This time, for once, it means something good.
The firelight paints the ceiling of the tent in shifting patterns of orange and red, and I watch them, feeling the slow, deep rhythm of Kaiven's breathing beneath my cheek. The last tendrils of my release are still fading, leaving behind a profound stillness, a sense of rightness that settles deep in my bones. His skin is warm against mine, the heavy furs a cocoon holding us together. I can feel the faint, steady beat of his heart, a primal drum that seems to synchronize with my own.
I shift slightly, a movement born more of contentment than discomfort, and the muscles in my thighs protest with a deep, satisfying ache. It's a reminder. A physical echo of him, of the way he'd filled me, claimed me. A faint blush creeps up my neck at the thought, but there's no shame in it. Only a possessive, secret pleasure.
Kaiven's arm tightens around me almost imperceptibly, a silent response to my movement. "Stay still," he murmurs, his voice a low rumble that vibrates through my entire body. "You are warm."
"I'm not going anywhere," I whisper back, my words muffled against his chest. The truth of them settles over me, as solid and real as he is. Not tonight. Not ever.
Chapter 30
Keandra
Morning comes bright and wind-washed after the storm.
I wake slowly. Not because I am afraid to move. Not because my body is bracing for some new strangeness the way it did those first days in Kaiven’s tent. I wake slowly because I am warm. Because the furs are heavy and the brazier has burned low in a comforting way instead of an uncertain one. Because Kaiven’s arm is around my waist and his breathing is steady behind me. Because for the first time since I crossed worlds, I open my eyes and nothing in me reaches first for fear.
That alone feels like a miracle.
I lie still for one long moment and let myself feel it. The tent around me. The faint scent of smoke and clean morning air. The warmth of his chest at my back. The rough weight of his hand where it rests over my middle, possessive even in sleep. There was a time, not even very long ago and yet somehow belonging to another life, when waking like this would have felt like danger in disguise. A cage built of comfort. A soft place meant to hide harder truths.
Now it doesn’t.
Now it feels chosen.
That is the difference. Not that Tigris has become easier overnight. It hasn’t. The land is hard. The rasha wakes early. The women will correct me. The sky still carries signs I have not fully learned to read. The world outside these tent walls can kill the ignorant in one bad moment.
But none of it feels like a trap anymore.
Because I stayed with open eyes. Because he offered me a way out and meant it. Because I chose him anyway.
The thought settles into my chest with quiet certainty instead of panic.
Kaiven shifts slightly behind me, then tightens his arm once in the half-conscious way I am beginning to recognize as his body checking for me before his mind fully wakes. I smile despite myself and turn carefully enough not to break the hold entirely.
His eyes open the moment I move.
Always too aware. Always too quick where I am concerned.
For one breath, we simply look at each other in the pale morning light.

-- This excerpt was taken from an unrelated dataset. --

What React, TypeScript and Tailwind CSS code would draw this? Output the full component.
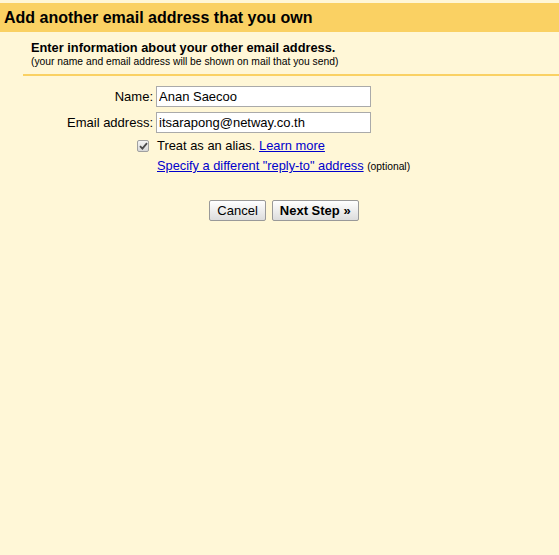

Everything between us feels different now. Not because his possessiveness has lessened. If anything, it sits more openly in him. Not because my own caution has vanished. It hasn’t entirely. Some wounds heal into sensitivity even after they stop being open.
What changed is the fear beneath it.
I know now that when he says vel, it does not mean smaller. It means under my protection, inside my future, held where harm has to come through me first.
That changes everything.
Kaiven’s gaze moves slowly over my face as if confirming I am real and unchanged by the night. His hand slides once at my waist, then settles again.
“You smile.”
His voice is rough with sleep.
My smile deepens a fraction. “Maybe.”
He studies me for another beat. “That is not a maybe smile.”